Mexican Grilled Street Corn Appetizer

Serves 4

1/3 cup  sour cream or Mexican crema
1/4 cup mayonnaise
1/2 cup  finely crumbled Cotija, plus more for serving
1/2 teaspoon  smoked paprika
1/2 teaspoon chili powder
1 teaspoon garlic powder
1/4 cup  finely chopped cilantro leaves, and extra for garnish
1/4 teaspoon kosher salt, or to taste
4 ears of corn
2 Tablespoons  olive oil
Kosher salt and pepper
2 stalks of green onions, sliced thin
1 lime, cut into wedges

In bowl, combine sour cream, mayonnaise, cheese, smoked paprika, chili powder, garlic powder, cilantro and salt in a large bowl. Set aside.

Grilled Whole Corn-On-Cob Option: Heat grill on high heat.

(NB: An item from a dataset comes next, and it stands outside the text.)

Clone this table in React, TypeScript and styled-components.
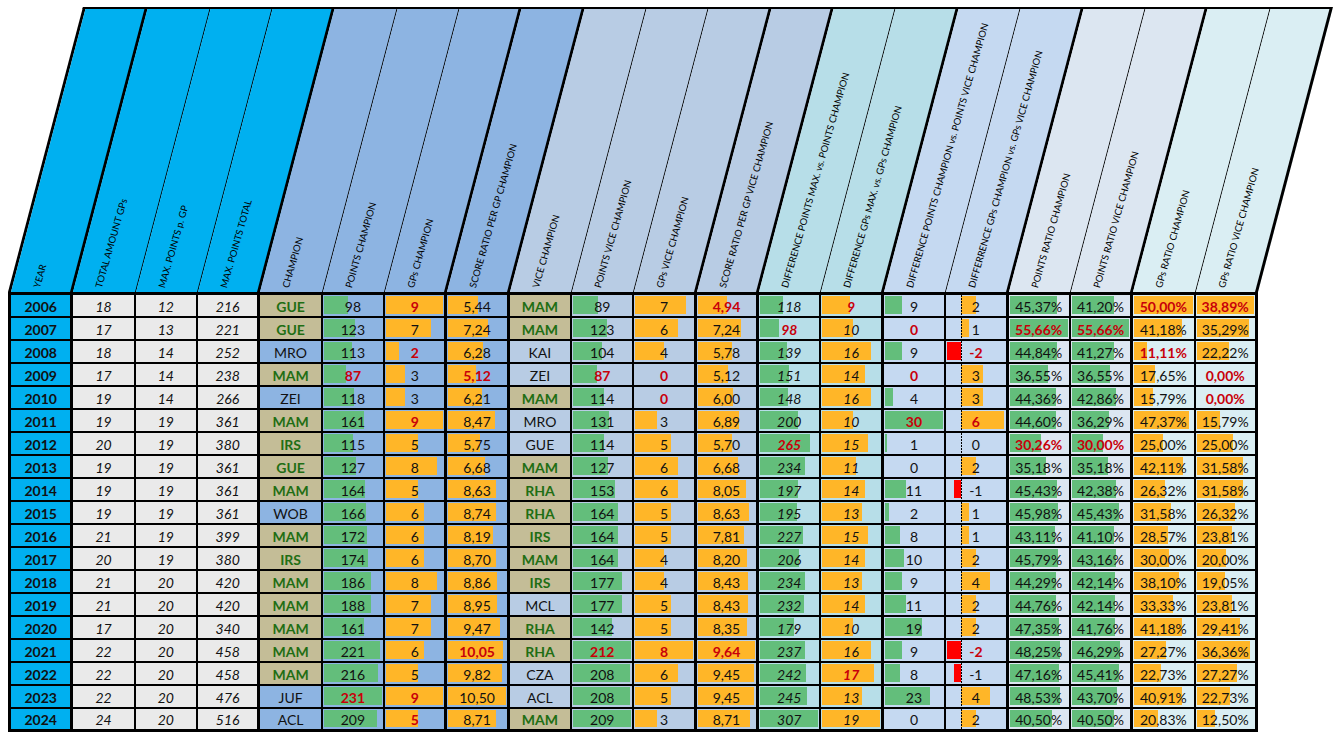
import React from 'react'
import styled, { createGlobalStyle } from 'styled-components'

type Bar = 'green' | 'orange' | 'axis'

interface Column {
  label: string
  head: string
  body: string
  thick?: boolean
  italic?: boolean
  bar?: Bar
}

const BLUE = '#00B0F0'
const CHAMP = '#8DB4E2'
const VICE = '#B8CCE4'
const DIFF = '#B7DEE8'
const DIFF2 = '#C5D9F1'
const RATIO = '#DCE6F1'
const RATIO2 = '#DAEEF3'
const TAN = '#C4BD97'
const GREEN_BAR = '#63BE7B'
const ORANGE_BAR = '#FFB628'

const COLS: Column[] = [
  { label: 'YEAR', head: BLUE, body: BLUE, thick: true },
  { label: 'TOTAL AMOUNT GPs', head: BLUE, body: '#EAEAEA', italic: true },
  { label: 'MAX. POINTS p. GP', head: BLUE, body: '#EAEAEA', italic: true },
  { label: 'MAX. POINTS TOTAL', head: BLUE, body: '#EAEAEA', italic: true, thick: true },
  { label: 'CHAMPION', head: CHAMP, body: CHAMP },
  { label: 'POINTS CHAMPION', head: CHAMP, body: CHAMP, bar: 'green' },
  { label: 'GPs CHAMPION', head: CHAMP, body: CHAMP, bar: 'orange', thick: true },
  { label: 'SCORE RATIO PER GP CHAMPION', head: CHAMP, body: CHAMP, bar: 'orange', thick: true },
  { label: 'VICE CHAMPION', head: VICE, body: VICE },
  { label: 'POINTS VICE CHAMPION', head: VICE, body: VICE, bar: 'green' },
  { label: 'GPs VICE CHAMPION', head: VICE, body: VICE, bar: 'orange', thick: true },
  { label: 'SCORE RATIO PER GP VICE CHAMPION', head: VICE, body: VICE, bar: 'orange', thick: true },
  { label: 'DIFFERENCE POINTS MAX. vs. POINTS CHAMPION', head: DIFF, body: DIFF, bar: 'green', italic: true },
  { label: 'DIFFERENCE GPs MAX. vs. GPs CHAMPION', head: DIFF, body: DIFF, bar: 'orange', italic: true, thick: true },
  { label: 'DIFFERENCE POINTS CHAMPION vs. POINTS VICE CHAMPION', head: DIFF2, body: DIFF2, bar: 'green' },
  { label: 'DIFFERRENCE GPs CHAMPION vs. GPs VICE CHAMPION', head: DIFF2, body: DIFF2, bar: 'axis', thick: true },
  { label: 'POINTS RATIO CHAMPION', head: RATIO, body: RATIO, bar: 'green' },
  { label: 'POINTS RATIO VICE CHAMPION', head: RATIO, body: RATIO, bar: 'green', thick: true },
  { label: 'GPs RATIO CHAMPION', head: RATIO2, body: RATIO2, bar: 'orange' },
  { label: 'GPs RATIO VICE CHAMPION', head: RATIO2, body: RATIO2, bar: 'orange', thick: true },
]

// "*" = highlighted name, "!" = red value
const RAW = `2006|18|12|216|*GUE|98|!9|5,44|*MAM|89|7|!4,94|118|!9|9|2|45,37%|41,20%|!50,00%|!38,89%
2007|17|13|221|*GUE|123|7|7,24|*MAM|123|6|7,24|!98|10|!0|1|!55,66%|!55,66%|41,18%|35,29%
2008|18|14|252|MRO|113|!2|6,28|KAI|104|4|5,78|139|16|9|!-2|44,84%|41,27%|!11,11%|22,22%
2009|17|14|238|*MAM|!87|3|!5,12|ZEI|!87|!0|5,12|151|14|!0|3|36,55%|36,55%|17,65%|!0,00%
2010|19|14|266|ZEI|118|3|6,21|*MAM|114|!0|6,00|148|16|4|3|44,36%|42,86%|15,79%|!0,00%
2011|19|19|361|*MAM|161|!9|8,47|MRO|131|3|6,89|200|10|!30|!6|44,60%|36,29%|47,37%|15,79%
2012|20|19|380|*IRS|115|5|5,75|GUE|114|5|5,70|!265|15|1|0|!30,26%|!30,00%|25,00%|25,00%
2013|19|19|361|*GUE|127|8|6,68|*MAM|127|6|6,68|234|11|0|2|35,18%|35,18%|42,11%|31,58%
2014|19|19|361|*MAM|164|5|8,63|*RHA|153|6|8,05|197|14|11|-1|45,43%|42,38%|26,32%|31,58%
2015|19|19|361|WOB|166|6|8,74|*RHA|164|5|8,63|195|13|2|1|45,98%|45,43%|31,58%|26,32%
2016|21|19|399|*MAM|172|6|8,19|*IRS|164|5|7,81|227|15|8|1|43,11%|41,10%|28,57%|23,81%
2017|20|19|380|*IRS|174|6|8,70|*MAM|164|4|8,20|206|14|10|2|45,79%|43,16%|30,00%|20,00%
2018|21|20|420|*MAM|186|8|8,86|*IRS|177|4|8,43|234|13|9|4|44,29%|42,14%|38,10%|19,05%
2019|21|20|420|*MAM|188|7|8,95|MCL|177|5|8,43|232|14|11|2|44,76%|42,14%|33,33%|23,81%
2020|17|20|340|*MAM|161|7|9,47|*RHA|142|5|8,35|179|10|19|2|47,35%|41,76%|41,18%|29,41%
2021|22|20|458|*MAM|221|6|!10,05|*RHA|!212|!8|!9,64|237|16|9|!-2|48,25%|46,29%|27,27%|36,36%
2022|22|20|458|*MAM|216|5|9,82|CZA|208|6|9,45|242|!17|8|-1|47,16%|45,41%|22,73%|27,27%
2023|22|20|476|JUF|!231|!9|10,50|ACL|208|5|9,45|245|13|23|4|48,53%|43,70%|40,91%|22,73%
2024|24|20|516|ACL|209|!5|8,71|*MAM|209|3|8,71|307|19|0|2|40,50%|40,50%|20,83%|12,50%`

interface Value {
  text: string
  red: boolean
  tan: boolean
  num: number
}

const parse = (s: string): Value => {
  const red = s.startsWith('!')
  const tan = s.startsWith('*')
  const text = s.replace(/^[!*]/, '')
  return { text, red, tan, num: parseFloat(text.replace(',', '.').replace('%', '')) }
}

const ROWS: Value[][] = RAW.split('\n').map(line => line.split('|').map(parse))

const RANGE = COLS.map((_, c) => {
  const nums = ROWS.map(r => r[c].num).filter(n => !isNaN(n))
  return { min: Math.min(0, ...nums), max: Math.max(...nums) }
})

const W = (1250 - 3) / 20
const SKEW = 14.74

const GlobalStyle = createGlobalStyle`
  html, body {
    margin: 0;
    padding: 0;
    background: #fff;
  }
  body {
    font-family: Lato, 'Open Sans', sans-serif;
    color: #111;
  }
`

const Page = styled.div`
  padding: 7px 0 0 8px;
  width: 1250px;
`

const HeaderBand = styled.div`
  display: flex;
  box-sizing: border-box;
  height: 285px;
  width: 1250px;
  border-top: 2px solid #000;
  border-left: 3px solid #000;
  transform: skewX(-${SKEW}deg);
  transform-origin: 0 100%;
`

const HeaderCell = styled.div<{ $bg: string; $thick?: boolean }>`
  box-sizing: border-box;
  flex: none;
  display: flex;
  align-items: flex-end;
  width: ${W}px;
  height: 100%;
  padding: 0 0 3px 30px;
  background: ${p => p.$bg};
  border-right: ${p => (p.$thick ? 3 : 1.3)}px solid #000;
`

const HeaderLabel = styled.span`
  flex: none;
  transform-origin: 0 100%;
  transform: skewX(${SKEW}deg) rotate(-74deg);
  white-space: nowrap;
  font-size: 9.5px;
  line-height: 10px;
  color: #000;
`

const Table = styled.div`
  width: 1250px;
  box-sizing: border-box;
  border-top: 3px solid #000;
  border-left: 3px solid #000;
`

const Row = styled.div<{ $last?: boolean }>`
  display: flex;
  height: 23px;
  box-sizing: border-box;
  border-bottom: ${p => (p.$last ? 3 : 2)}px solid #000;
`

const Cell = styled.div<{
  $bg: string
  $thick?: boolean
  $italic?: boolean
  $bold?: boolean
  $color: string
}>`
  position: relative;
  box-sizing: border-box;
  flex: none;
  width: ${W}px;
  height: 100%;
  background: ${p => p.$bg};
  border-right: ${p => (p.$thick ? 3 : 2)}px solid #000;
  display: flex;
  align-items: flex-end;
  justify-content: center;
  font-size: 14px;
  line-height: 16px;
  font-style: ${p => (p.$italic ? 'italic' : 'normal')};
  font-weight: ${p => (p.$bold ? 700 : 400)};
  color: ${p => p.$color};
`

// data bars lie under the cell value, like Excel's conditional formatting
const DataBar = styled.div<{ $color: string }>`
  position: absolute;
  top: 1px;
  bottom: 2px;
  background: ${p => p.$color};
`

const Axis = styled.div`
  position: absolute;
  top: 0;
  bottom: 0;
  width: 1.5px;
  background: repeating-linear-gradient(to bottom, #000 0 2px, transparent 2px 3px);
`

const CellText = styled.span`
  position: relative;
  padding-bottom: 1px;
`

const BarFill: React.FC<{ kind: Bar; value: number; col: number }> = ({ kind, value, col }) => {
  const inner = W - (COLS[col].thick ? 3 : 2) - 2
  const { min, max } = RANGE[col]
  if (kind === 'axis') {
    const unit = inner / (max - min)
    const axis = 1 + -min * unit
    const len = Math.abs(value) * unit
    return (
      <>
        {value > 0 && <DataBar $color={ORANGE_BAR} style={{ left: axis, width: len }} />}
        {value < 0 && <DataBar $color="#FF0000" style={{ left: axis - len, width: len }} />}
        <Axis style={{ left: axis - 0.75 }} />
      </>
    )
  }
  if (!(value > 0)) return null
  return (
    <DataBar
      $color={kind === 'green' ? GREEN_BAR : ORANGE_BAR}
      style={{ left: 1, width: (value / max) * inner }}
    />
  )
}

const App: React.FC = () => {
  return (
    <Page>
      <GlobalStyle />
      <HeaderBand>
        {COLS.map((col, i) => (
          <HeaderCell key={i} $bg={col.head} $thick={col.thick}>
            <HeaderLabel>{col.label}</HeaderLabel>
          </HeaderCell>
        ))}
      </HeaderBand>
      <Table>
        {ROWS.map((row, r) => (
          <Row key={r} $last={r === ROWS.length - 1}>
            {row.map((v, c) => {
              const col = COLS[c]
              const named = c === 4 || c === 8
              const color = v.red ? '#C8000A' : v.tan ? '#1F6E14' : '#111'
              return (
                <Cell
                  key={c}
                  $bg={v.tan ? TAN : col.body}
                  $thick={col.thick}
                  $italic={col.italic}
                  $bold={c === 0 || v.red || v.tan}
                  $color={color}
                >
                  {col.bar && !named && <BarFill kind={col.bar} value={v.num} col={c} />}
                  <CellText>{v.text}</CellText>
                </Cell>
              )
            })}
          </Row>
        ))}
      </Table>
    </Page>
  )
}

export default App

Grill until nicely charred and tender all around.

(Sautéed kernels  (frozen kernels) Corn Option: Heat large skillet on medium high heat. Add olive oil, then add corn and green onions. Cook corn until slightly charred and brown, around 5 minutes, just until the corn is plump and cooked. Transfer corn to a large bowl and allow to cool.

Combine cheese mixture with corn. Add extra cheese for topping, paprika or chili powder. Garnish with cilantro. Serve with lime wedges.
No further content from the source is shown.